Let’s reach back just a little further. At the outset of World War Two, the University had just 3500 students. By 1948, student numbers had swelled to 10,779. In response to the desperate shortage of teaching space, the “temporary” Transient Building was erected. Nearly 70 years after its construction, the Transient Building was finally demolished just this year – not for buildings, but to create a permanent green space suitable for outdoor teaching or social events.

Now let’s step right back in time. The Quadrangle sits on the peak of a hill that has been a place of learning for the Cadigal people of the Eora nation for tens of thousands of years.

Acknowledging this, the campus plan is using Wingara Mura Design Principles, which encapsulate both the vision of our founders and the aspirations of our community.

The Transient Building is now green space.

“These design principles ensure that open spaces and buildings are woven together in a culturally responsive way,” Deputy Vice Chancellor (Indigenous Strategy and Services) Professor Shane Houston says. “We want to use our open spaces not simply for relaxation, but as an integral part of our learning space and our celebrations.”

In transforming the campus for the 21st century and beyond, Campus Infrastructure Services is working closely with local and international architecture firms renowned for people-focused urban planning and for revitalising public spaces. The campus plan has been refined through the University’s collaboration with these firms, again adapting to changing needs.

Preservation is vital to the campus plan. “It’s incredibly important to retain and conserve our heritage buildings,” Churchill says. “Those buildings are what set us apart, and we love them.”

The University has been working with the Heritage Council of NSW to include the entire Camperdown Campus on the state’s Heritage List. Funding has been set aside to ensure the retention, restoration and conservation of our heritage-significant buildings, and already work has taken place on the Madsen, Heydon Lawrence, Edgeworth David, J D Stewart, Badham and Physics buildings. Restoration projects, including facade rectification, are planned for several more.

While buildings are earmarked for demolition, this will only take place where a building has reached the end of its useful existence. The Blackburn and Bosch buildings, for example, will make way for the Susan Wakil Building, which will bring health sciences and education together under one roof.

By contrast, the Macleay Building, internally reconfigured through the years to include laboratories, will be returned to its original use as a museum through a generous donation from Dr Chau Chak Wing. This means the University’s extensive historical and art collections will be accommodated in the one place.

More affordable student accommodation is planned by repurposing local terrace houses, encouraging students to live on campus and enabling a community to grow within the University’s boundaries.

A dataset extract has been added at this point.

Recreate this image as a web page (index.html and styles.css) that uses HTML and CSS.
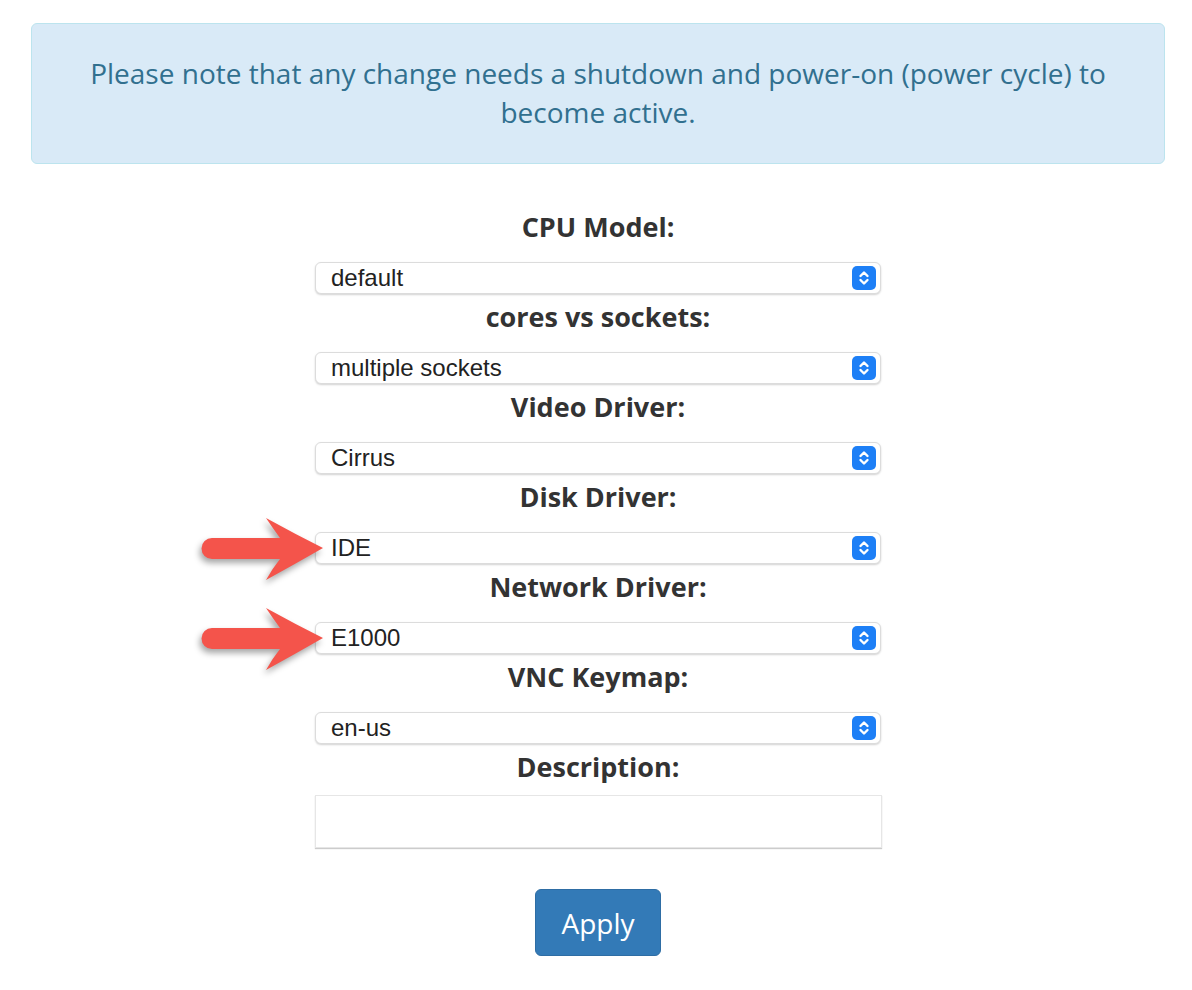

Today, a short walk across the Camperdown Campus takes you from Victorian Gothic revival architecture via tree lined avenues, passing 1920s art deco, 60s functionalism, 80s brutalism, and through to our latest state-of-the-art buildings, the Abercrombie Building; the Charles Perkins Centre and the Sydney Nanoscience Hub, capped off with a telescope that looks like pure science fiction. It is a marvellous patchwork reflecting the University’s past and future.